Orthodoxy as a political issue
by John A. Rakestraw
The last two Roman Catholic politicians nominated by a major political party for president of the United States—Al Smith in 1928 and John F. Kennedy in 1960 — had to overcome voters' concerns that they might be too Catholic, representing the interests of the Vatican rather than those of the American people. But as John Kerry prepared this spring to receive the Democratic presidential nomination, some Catholics have charged he is not Catholic enough.
Kerry's critics are concerned, especially about his support for abortion rights. At this writing, a task force of U.S. Catholic bishops is deliberating about the church's response to politicians who favor abortion rights, but even before that task force is finished, four U.S. Catholic bishops said that Catholic politicians (like Kerry) who support abortion rights should be refused communion. Fifteen others have asked politicians who favor abortion rights not to take communion.

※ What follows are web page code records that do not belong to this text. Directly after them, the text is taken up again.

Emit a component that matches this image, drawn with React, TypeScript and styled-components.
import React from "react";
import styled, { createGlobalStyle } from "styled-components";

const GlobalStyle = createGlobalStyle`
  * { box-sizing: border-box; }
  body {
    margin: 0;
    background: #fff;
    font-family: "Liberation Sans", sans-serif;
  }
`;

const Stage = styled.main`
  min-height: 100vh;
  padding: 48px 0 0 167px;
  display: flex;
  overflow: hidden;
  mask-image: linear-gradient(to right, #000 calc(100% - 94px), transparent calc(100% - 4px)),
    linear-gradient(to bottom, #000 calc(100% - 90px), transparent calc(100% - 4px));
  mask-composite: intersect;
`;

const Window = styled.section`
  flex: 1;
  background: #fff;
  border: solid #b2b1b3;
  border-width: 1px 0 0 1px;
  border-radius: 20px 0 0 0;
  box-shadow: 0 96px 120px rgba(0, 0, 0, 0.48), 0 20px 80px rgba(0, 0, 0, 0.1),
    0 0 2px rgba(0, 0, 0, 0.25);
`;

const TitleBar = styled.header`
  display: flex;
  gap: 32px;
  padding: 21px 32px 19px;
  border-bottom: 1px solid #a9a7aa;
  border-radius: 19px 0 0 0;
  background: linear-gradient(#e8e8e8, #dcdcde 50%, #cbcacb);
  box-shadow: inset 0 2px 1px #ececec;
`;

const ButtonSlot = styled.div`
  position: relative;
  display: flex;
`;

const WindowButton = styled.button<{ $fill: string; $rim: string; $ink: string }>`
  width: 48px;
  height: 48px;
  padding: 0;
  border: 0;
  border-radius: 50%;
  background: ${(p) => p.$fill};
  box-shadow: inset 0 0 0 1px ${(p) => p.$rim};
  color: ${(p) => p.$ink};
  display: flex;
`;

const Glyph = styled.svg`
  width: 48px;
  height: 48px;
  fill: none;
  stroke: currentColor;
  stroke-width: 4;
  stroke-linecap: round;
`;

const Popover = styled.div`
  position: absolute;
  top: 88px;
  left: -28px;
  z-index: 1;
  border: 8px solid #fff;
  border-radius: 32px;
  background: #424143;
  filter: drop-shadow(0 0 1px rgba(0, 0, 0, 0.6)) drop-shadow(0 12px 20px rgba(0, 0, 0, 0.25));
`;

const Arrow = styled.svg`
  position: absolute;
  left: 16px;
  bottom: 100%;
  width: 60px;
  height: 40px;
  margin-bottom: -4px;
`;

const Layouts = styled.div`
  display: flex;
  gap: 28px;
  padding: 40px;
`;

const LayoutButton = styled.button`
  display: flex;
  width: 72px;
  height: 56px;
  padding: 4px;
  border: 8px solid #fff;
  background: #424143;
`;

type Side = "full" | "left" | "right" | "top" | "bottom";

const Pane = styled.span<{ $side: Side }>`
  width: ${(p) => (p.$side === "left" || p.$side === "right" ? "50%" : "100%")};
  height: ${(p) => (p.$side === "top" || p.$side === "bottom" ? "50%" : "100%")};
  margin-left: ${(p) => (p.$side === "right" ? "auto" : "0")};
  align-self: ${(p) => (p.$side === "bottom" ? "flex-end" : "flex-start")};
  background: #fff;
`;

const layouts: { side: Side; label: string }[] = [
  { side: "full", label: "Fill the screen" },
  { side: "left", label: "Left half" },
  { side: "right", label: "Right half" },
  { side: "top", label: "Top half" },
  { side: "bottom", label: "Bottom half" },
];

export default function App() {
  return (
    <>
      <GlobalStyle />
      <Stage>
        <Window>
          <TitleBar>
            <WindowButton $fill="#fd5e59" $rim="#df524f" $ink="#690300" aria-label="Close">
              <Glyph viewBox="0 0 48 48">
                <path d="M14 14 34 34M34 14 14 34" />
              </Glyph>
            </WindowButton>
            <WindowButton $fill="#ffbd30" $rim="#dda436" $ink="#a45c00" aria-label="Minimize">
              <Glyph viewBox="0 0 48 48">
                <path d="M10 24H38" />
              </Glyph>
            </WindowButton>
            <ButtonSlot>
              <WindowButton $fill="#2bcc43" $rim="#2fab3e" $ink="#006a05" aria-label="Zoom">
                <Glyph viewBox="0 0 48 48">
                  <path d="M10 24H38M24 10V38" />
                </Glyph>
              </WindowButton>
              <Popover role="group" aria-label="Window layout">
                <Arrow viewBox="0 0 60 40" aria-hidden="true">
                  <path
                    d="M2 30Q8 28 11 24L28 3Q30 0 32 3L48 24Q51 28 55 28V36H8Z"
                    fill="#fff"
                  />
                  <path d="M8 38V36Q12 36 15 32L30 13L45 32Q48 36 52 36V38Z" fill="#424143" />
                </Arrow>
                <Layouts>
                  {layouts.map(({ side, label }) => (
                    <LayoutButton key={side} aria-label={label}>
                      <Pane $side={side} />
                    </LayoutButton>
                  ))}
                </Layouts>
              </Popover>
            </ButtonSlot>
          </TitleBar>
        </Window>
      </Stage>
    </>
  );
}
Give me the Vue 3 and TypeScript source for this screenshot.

In response to this challenge to Kerry and others, a pair of Catholic Democrats in Congress has assembled a list of social issues on which the Roman Catholic Church has taken an official stand in an effort to prove that Catholic social doctrine addresses more issues than just abortion. The list includes opposition to the death penalty, the war in Iraq, and poverty.
Most elected officials, Catholic or otherwise, do not vote in line with their faith community on all issues.Though it has not received much attention, President Bush is hardly loyal to his own United Methodist Church's official positions. Consider, that church's statement regarding the death penalty: “We oppose capital punishment and urge its elimination from all criminal codes.”
Lurking beneath the debate about Kerry's Catholicism is an important question for religious communities: How does a faith community decide who is in and who is out? Religious organizations face significant challenges in identifying the proper relationship between the organization's positions and those held by individuals in the organization—especially when an individual plays a prominent role in the world.
What if instead we considered a faith community as a community of inquiry? The community would come together not for members to collectively affirm particular propositions, but to ask important questions together. In practice, there are moments when the inquiry and the community are in tension—when the inquiry becomes so passionate that humans are bruised in the asking, and when many agree so solidly on the “right” answers to the questions that those who disagree are excluded. But holding to the ideal of the community of inquiry would have members striving for a community that includes all who are genuinely interested in the community and its most important questions.
This community of inquiry, I suggest, is at the heart of Unitarian Universalism. We don't always live up to the ideal. But the ideal and our attempt to live it out are important contributions to the larger discussion of the nature of faith communities and the role they might play in contemporary political debates.